Friday, April 2, 2010

Design thinking on a personal level

Today I had this wonderful opportunity to meet the other facilitators for Symposium Neue Thinken, which is happening this coming Saturday (and yes! I'm getting a free t-shirt! :) ) And from what I see, these facilitators are not just students, they are really good student leaders, founders and pioneers of their own social initiative. I met the founder of, as well as the co-founder of Moolah. I felt kind of shadowed because I wasn't the founder of Project Ahead, just the successor, and not to mention the chair of this whole event was there as well, and gave us an awe-inspiring session on the concept of facilitation and it was really an eye-opener for me. I had already taken back so much from tonight, I just wonder how much more I will take back on Saturday.

But anyway, the topic I would like to discuss in this post is again on design thinking, hence this pretty venn-diagram that I had used back in the very first post of my revamped blog. I decided to bring it up because it was actually brought up today during the meeting. Actually, what was brought up was not design thinking on a personal level, it was about basically, acheiving a balance between our strengths, passion, and what the world needs. Some of you may jump ahead already in fact. When I saw the venn diagram drawn on the board, I instantly thought of design thinking, and sure enough, the answer to this question, "how can i bring design thinking to a more personal level", a question which I had been thinking about for about 3 months, finally came to me.
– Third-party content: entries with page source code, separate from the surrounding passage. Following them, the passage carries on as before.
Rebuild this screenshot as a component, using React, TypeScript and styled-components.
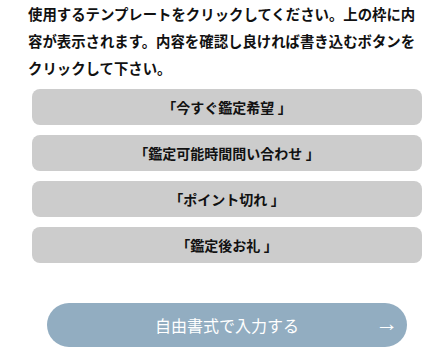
import styled, { createGlobalStyle } from "styled-components";

const GlobalStyle = createGlobalStyle`
  body {
    margin: 0;
    background: #ffffff;
    font-family: "Liberation Serif", "Noto Sans CJK JP", serif;
  }
`;

const templates = [
  "「今すぐ鑑定希望 」",
  "「鑑定可能時間問い合わせ 」",
  "「ポイント切れ 」",
  "「鑑定後お礼 」",
];

export default function App() {
  return (
    <>
      <GlobalStyle />
      <Page>
        <Intro>
          使用するテンプレートをクリックしてください。上の枠に内容が表示されます。内容を確認し良ければ書き込むボタンをクリックして下さい。
        </Intro>
        <TemplateList>
          {templates.map((t) => (
            <TemplateButton key={t}>{t}</TemplateButton>
          ))}
        </TemplateList>
        <FreeButton>
          <span>自由書式で入力する</span>
          <Arrow>→</Arrow>
        </FreeButton>
      </Page>
    </>
  );
}

const Page = styled.div`
  width: 443px;
  height: 352px;
  padding: 2px 0 0 28px;
  box-sizing: border-box;
  overflow: hidden;
`;

const Intro = styled.p`
  width: 392px;
  margin: 0 0 6px 0;
  font-size: 14.4px;
  line-height: 27px;
  font-weight: 700;
  color: #111;
`;

const TemplateList = styled.div`
  display: flex;
  flex-direction: column;
  gap: 10.5px;
  margin-left: 4px;
  width: 390px;
`;

const TemplateButton = styled.button`
  height: 35.5px;
  border: none;
  border-radius: 8px;
  background: #cccccc;
  color: #111;
  font-family: inherit;
  font-size: 14px;
  font-weight: 700;
  cursor: pointer;
  padding: 0;
`;

const FreeButton = styled.button`
  position: relative;
  margin: 40px 0 0 19px;
  width: 360px;
  height: 44px;
  border: none;
  border-radius: 22px;
  background: #92adc1;
  color: #fff;
  font-family: inherit;
  font-size: 16px;
  display: flex;
  align-items: center;
  justify-content: center;
  cursor: pointer;
`;

const Arrow = styled.span`
  position: absolute;
  right: 9px;
  top: 50%;
  transform: translateY(-54%);
  font-size: 23px;
  font-weight: 300;
`;
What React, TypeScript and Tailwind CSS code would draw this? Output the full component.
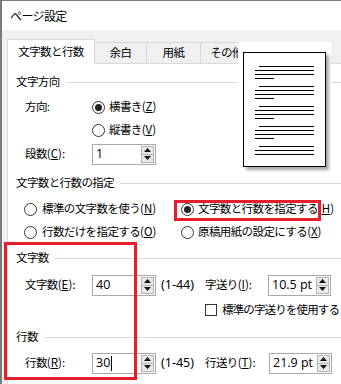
import React from "react";

const jp = "font-['Noto_Sans_CJK_JP',sans-serif]";

const Radio = ({ on }: { on?: boolean }) => (
  <span className="flex h-[13px] w-[13px] shrink-0 items-center justify-center rounded-full border border-[#333333] bg-white">
    {on && <span className="h-[7px] w-[7px] rounded-full bg-[#222222]" />}
  </span>
);

const Arrow = ({ up }: { up?: boolean }) => (
  <svg width="7" height="4" viewBox="0 0 7 4">
    {up ? <polygon points="0,4 7,4 3.5,0" fill="#111" /> : <polygon points="0,0 7,0 3.5,4" fill="#111" />}
  </svg>
);

// access key, e.g. (Z)
const Key = ({ k, colon }: { k: string; colon?: boolean }) => (
  <span className="tracking-normal">
    (<u>{k}</u>){colon && ":"}
  </span>
);

const Spin = ({ value, wide, caret }: { value: string; wide?: boolean; caret?: boolean }) => (
  <div className={`flex h-[21px] items-center border border-[#a8a8a8] bg-white ${wide ? "w-[63px]" : "w-[64px]"}`}>
    <span className="flex flex-1 items-center pl-[3px] font-['Open_Sans',sans-serif] text-[12.5px] leading-none tracking-normal text-black">
      {value}
      {caret && <span className="ml-px inline-block h-[15px] w-px bg-black" />}
    </span>
    <div className="mr-px flex h-[17px] w-[13px] flex-col border border-[#b4b4b4]">
      <div className="flex flex-1 items-center justify-center border-b border-[#b4b4b4] bg-[#e8e8e8]">
        <Arrow up />
      </div>
      <div className="flex flex-1 items-center justify-center bg-[#e8e8e8]">
        <Arrow />
      </div>
    </div>
  </div>
);

const Heading = ({ children, className }: { children: React.ReactNode; className: string }) => (
  <div className={`flex h-[16px] items-center pl-[8px] ${className}`}>
    <span className="leading-none">{children}</span>
    <span className="ml-[6px] h-px flex-1 bg-[#dcdcdc]" />
  </div>
);

const PageLines = ({ last }: { last?: boolean }) => (
  <div className="flex flex-col gap-[3px]">
    <div className="ml-[4px] h-px w-[55px] bg-black" />
    <div className="h-px w-[59px] bg-black" />
    <div className="h-px w-[59px] bg-black" />
    {!last && <div className="h-px w-[19px] bg-black" />}
  </div>
);

const Range = ({ children }: { children: React.ReactNode }) => (
  <span className="ml-[5px] w-[44px] font-['Noto_Sans',sans-serif] text-[12.5px] leading-none tracking-normal">{children}</span>
);

export default function App() {
  return (
    <div className={`relative h-[384px] w-[341px] overflow-hidden bg-[#f0f0f0] text-[11.5px] tracking-[-0.6px] text-black ${jp}`}>
      <div className="flex h-full flex-col border-l-2 border-t border-[#7a7a7a]">
        {/* Title bar */}
        <div className="flex h-[29px] items-center bg-white pl-[8px] text-[12px] leading-none">ページ設定</div>

        {/* Tabs */}
        <div className="relative z-10 mt-[9px] flex h-[25px] items-end pl-[5px]">
          <div className="flex h-[25px] w-[88px] items-center justify-center border-x border-t border-[#d9d9d9] bg-white leading-none">
            文字数と行数
          </div>
          <div className="mb-px flex h-[21px] w-[52px] items-center justify-center border-r border-t border-[#d9d9d9] leading-none">
            余白
          </div>
          <div className="mb-px flex h-[21px] w-[54px] items-center justify-center border-r border-t border-[#d9d9d9] leading-none">
            用紙
          </div>
          <div className="mb-px flex h-[21px] w-[52px] items-center justify-center border-r border-t border-[#d9d9d9] leading-none">
            その他
          </div>
        </div>

        {/* Panel */}
        <div className="-mt-px ml-[5px] flex flex-1 flex-col border-l border-t border-[#d9d9d9] bg-white">
          <Heading className="mt-[10px]">文字方向</Heading>

          <div className="mt-[6px] flex h-[22px] items-center pl-[17px]">
            <span className="w-[67px] leading-none">方向:</span>
            <Radio on />
            <span className="ml-[4px] leading-none">
              横書き<Key k="Z" />
            </span>
          </div>
          <div className="mt-px flex h-[22px] items-center pl-[84px]">
            <Radio />
            <span className="ml-[4px] leading-none">
              縦書き<Key k="V" />
            </span>
          </div>
          <div className="mt-[2px] flex h-[22px] items-center pl-[17px]">
            <span className="w-[67px] leading-none">
              段数<Key k="C" colon />
            </span>
            <Spin value="1" />
          </div>

          <Heading className="mt-[10px]">文字数と行数の指定</Heading>

          <div className="mt-[7px] flex h-[22px] items-center pl-[16px]">
            <div className="flex w-[157px] items-center">
              <Radio />
              <span className="ml-[5px] leading-none">
                標準の文字数を使う<Key k="N" />
              </span>
            </div>
            <Radio on />
            <span className="ml-[4px] whitespace-nowrap leading-none">
              文字数と行数を指定する<Key k="H" />
            </span>
          </div>
          <div className="mt-px flex h-[22px] items-center pl-[16px]">
            <div className="flex w-[157px] items-center">
              <Radio />
              <span className="ml-[5px] leading-none">
                行数だけを指定する<Key k="O" />
              </span>
            </div>
            <Radio />
            <span className="ml-[4px] whitespace-nowrap leading-none">
              原稿用紙の設定にする<Key k="X" />
            </span>
          </div>

          <Heading className="mt-[7px]">文字数</Heading>

          <div className="mt-[8px] flex h-[22px] items-center pl-[17px]">
            <span className="w-[67px] leading-none">
              文字数<Key k="E" colon />
            </span>
            <Spin value="40" />
            <Range>(1-44)</Range>
            <span className="w-[63px] leading-none">
              字送り<Key k="I" colon />
            </span>
            <Spin value="10.5 pt" wide />
          </div>
          <div className="mt-[3px] flex h-[22px] items-center pl-[197px]">
            <span className="h-[12px] w-[12px] shrink-0 border border-[#333333] bg-white" />
            <span className="ml-[5px] whitespace-nowrap leading-none tracking-[-0.85px]">標準の字送りを使用する</span>
          </div>

          <Heading className="mt-[8px]">行数</Heading>

          <div className="mt-[7px] flex h-[22px] items-center pl-[17px]">
            <span className="w-[67px] leading-none">
              行数<Key k="R" colon />
            </span>
            <Spin value="30" caret />
            <Range>(1-45)</Range>
            <span className="w-[64px] leading-none">
              行送り<Key k="T" colon />
            </span>
            <Spin value="21.9 pt" wide />
          </div>
        </div>
      </div>

      {/* Preview */}
      <div className="absolute left-[238px] top-[42px] z-20 h-[130px] w-[93px] bg-white">
        <div className="ml-[5px] mt-[10px] h-[115px] w-[83px] overflow-hidden border border-black bg-white pl-[11px] pt-[13px] shadow-[3px_3px_3px_rgba(0,0,0,0.35)]">
          <div className="flex flex-col gap-[7px]">
            <PageLines />
            <PageLines />
            <PageLines />
            <PageLines />
            <PageLines last />
          </div>
        </div>
      </div>

      {/* Highlights */}
      <div className="absolute left-[174px] top-[200px] z-20 h-[21px] w-[147px] border-[3px] border-[#e61e2b]" />
      <div className="absolute left-[4px] top-[242px] z-20 h-[138px] w-[133px] border-[3px] border-[#e61e2b]" />
    </div>
  );
}
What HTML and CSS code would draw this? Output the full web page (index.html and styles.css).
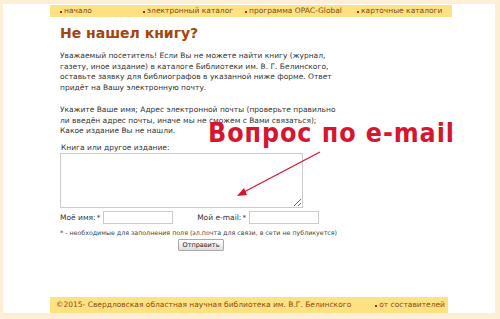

Well, you are passionate about something, so naturally you would desire to do it.


If you're good at something, it is definitely feasible for you to try doing it.


You cannot just keep your talents and passion to yourself, as human beings, as social animals by nature, we have an obligation to serve a cause greater than ourselves as well. The good news is, there is always a way to translate whatever you enjoy and are good at to something the world needs. It's all a matter guessed it... creativity.

So to bring you all to see the big picture, we are talking about design thinking, for designing your purpose in life. Ultimately, the questions you should be asking yourself ( and I should be asking myself as well) is, "What makes me happy?" , "What am I good at?" and "What can I do to serve my community?" The ultimate objective is to find one single answer, which can answer all 3 of these questions, and that is your purpose in life, and that is what you should be doing.

For me, after contemplating long and hard. I feel I have finally reached an answer. I like to invent things, and not just "things", I invent ideas, theories, philosophies and concepts as well. In fact, I have not invented any"thing". But I have invented many short stories, the triple personality theory, the new perspective of the mind, body and soul, the creativity exercise for SNT, and many hare-brained solutions to handle my personal oddities. I realised that the process of "inventing" these new concepts and stuff make me very happy.

But I don't want to stop there, after going through a module on entrepreneurship, I've been thinking about inventing world-changing products and designs as well. And being inspired by Tim Brown and IDEO, I've also been thinking about inventing services and processes. Essentially, I enjoy 'Renaissance inventing'(as i call it), where inventions just aren't about technology and hard science, but also about the metaphysical and the human factor.

And again for those who jump ahead of me, you would probably realise that the first 2 questions are very closely related. If you enjoy something, as long as you have the discipline and the perserverance to push on, high chances are that you will be good at it as well. The main question is how can we actually push these 2 factors into the 'viability' portion of the venn-diagram, or rather, how can we translate it into something the world needs.

For me, it is simple, I simply need to invent things to change the world. What about others whose interests are intrinsically more subjective? Recently, I've watched this rather interesting TED talk on how interpretive dance can raise awareness of social issues in India. Essentially, the lady was doing what she loved (I apologise, I can't remember her name), but at the same time she was bringing awareness of the sufferings of people, especially women, in India, to authorities who had come watch her performance.

Even something like the arts can help in social change, so even if you are the next Van Gogh or Michaelangelo, it doesn't mean you should be stuck in your atelier painting your fantasies and not care about the world. What if you could paint a picture of social issues, using your artistic talents to make it catchy, and thus bring about this awareness to members of the community?

So to sum it up, I strongly believe that we MUST do something that makes us happy, and we MUST have the discipline and the will to be good at it, and we MUST have a heart to give back to society. This is design thinking to help change our own lives. (note the 'experience innovation', you are innovating your own experience.)